В «Новый мир» Пастернак приходил по поводу своего романа «Доктор Живаго». В редколлегии журнала уже установилось отрицательное отношение к этому еще незавершенному произведению, в которое Борис Леонидович вкладывал всю страсть своей души. Он считал этот роман итоговым для всей своей творческой жизни.
Ранней весной 1947 г. Лидия Корнеевна предупредила меня, что скоро у одной знакомой дамы собирается небольшое общество, куда буду приглашена и я. Борис Леонидович прочтет первые главы своего романа. Своим друзьям Лида как бы поставила условие: каждый из нас должен был написать после чтения письмо Пастернаку.
В начале апреля в назначенное время я подошла к дому по Настасьинскому переулку. В подъезде я столкнулась с Борисом Леонидовичем и вместе с ним подымалась в лифте. Подымалась еще одна его знакомая переводчица, тоже приехавшая на чтение. Он меня узнал, спросил про Анну Андреевну, сказал что-то любезное переводчице. Публика уже собралась. Лида пришла с той самой блондинкой, Ольгой Ивинской.
Бориса Леонидовича усадили за столик, лицом к публике, расположившейся в двух-трех рядах стульев.
Стали обсуждать порядок вечера. Лидия Корнеевна настаивала на чем-то, некто твердокаменный сказал наконец резко: «Я не понимаю, почему эта дама так нервничает», а она сидела рядом с Ивинской, и Борис Леонидович все время обращался к ним глазами и через головы сидящих спросил Лиду, как себя чувствует Корней Иванович.
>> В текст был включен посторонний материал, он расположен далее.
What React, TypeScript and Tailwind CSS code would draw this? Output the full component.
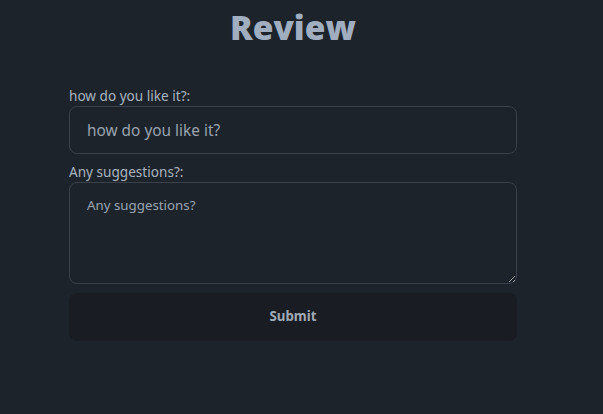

Нежным и осторожным движением он вынул рукопись из бокового кармана и бережно положил ее на стол. Затем произнес небольшое вступительное слово о современном распаде формы романа, которую он хотел возродить, о соотношении стихов и прозы, а затем обратился к присутствующим членам редколлегии «Нового мира», призывая их к деловому вниманию, и как-то жалобно и просяще сказал, что даже перестает чувствовать себя профессионалом.
Началось чтение.
Маленькие главки «Детства» с их заключительными абзацами он так изящно и ритмично отчеркивал голосом, что каждая пауза между ними ощущалась как наполненная пустота.
Некоторые реплики произносил как сдержанное сокровенное признание: «
Борис Леонидович снимал и надевал очки, криво садившиеся на нос, и, читая страницы о Ларе, казался страдающим пожилым отцом опозоренной дочери.
В другой раз увлекся, наслаждался, хохотал, когда читал фольклорные страницы сочной площадной брани во время потасовки между рабочими.
Закончилось чтение главой, где Юра на могиле матери закричал: «Мама!» Оно было выслушано в глубоком благоговейном молчании. Объявили перерыв, после которого Борис Леонидович обещал прочитать отдельные отрывки из второй части и сообщить ее план.
Был устроен прекрасный чай, хозяева были очень гостеприимны. Многие вышли в коридор, там прохаживались и беседовали, собравшись в небольшие кружки. А Борис Леонидович тревожно подходил то к одному, то к другому, заглядывая в глаза, выпытывая, каково впечатление. Нетерпеливо подошел он к двум «новомирцам», жадно прислушиваясь к их разговору. Но снисходительно, как взрослый ребенку, Борис Агапов возразил: «О нет! Мы говорим о своих будничных производственных делах». Подошел Борис Леонидович и ко мне, стоявшей у стены, и спросил с придыханьем: «Ну, как?»
После перерыва он стал читать главы о Ларисе и Паше в Камергерском переулке. Эти главы были иными, чем в окончательной редакции. Там была очень остро написанная сцена соблазнения Паши, а в аксессуарах главную роль играла свеча, стоящая на подоконнике. В это самое время Юра проезжал в санях по Камергерскому переулку и обдумывал реферат о Блоке, заказанный ему для студенческого журнала. Взгляд его задержался на горящей свече, видной сквозь подтаявшее стекло. И когда он приехал домой, вместо реферата он стал писать стихи: «Мело, мело по всей земле, Во все пределы, Свеча горела на столе, Свеча горела», потом другие и, наконец, «Рождественскую звезду». И было ясно, что это стихотворение о наступлении новой эры, и Блок тоже предтеча другой, новейшей эры. И хотя в этой главе ничего сказано об этом еще не было, но связь была очевидна, и от этого весь роман производил впечатление высокого прозрения. (А когда впоследствии стихи были выделены в конец романа и присутствие их в прозе было рационалистически мотивировано, этот эффект, мне кажется, пропал.)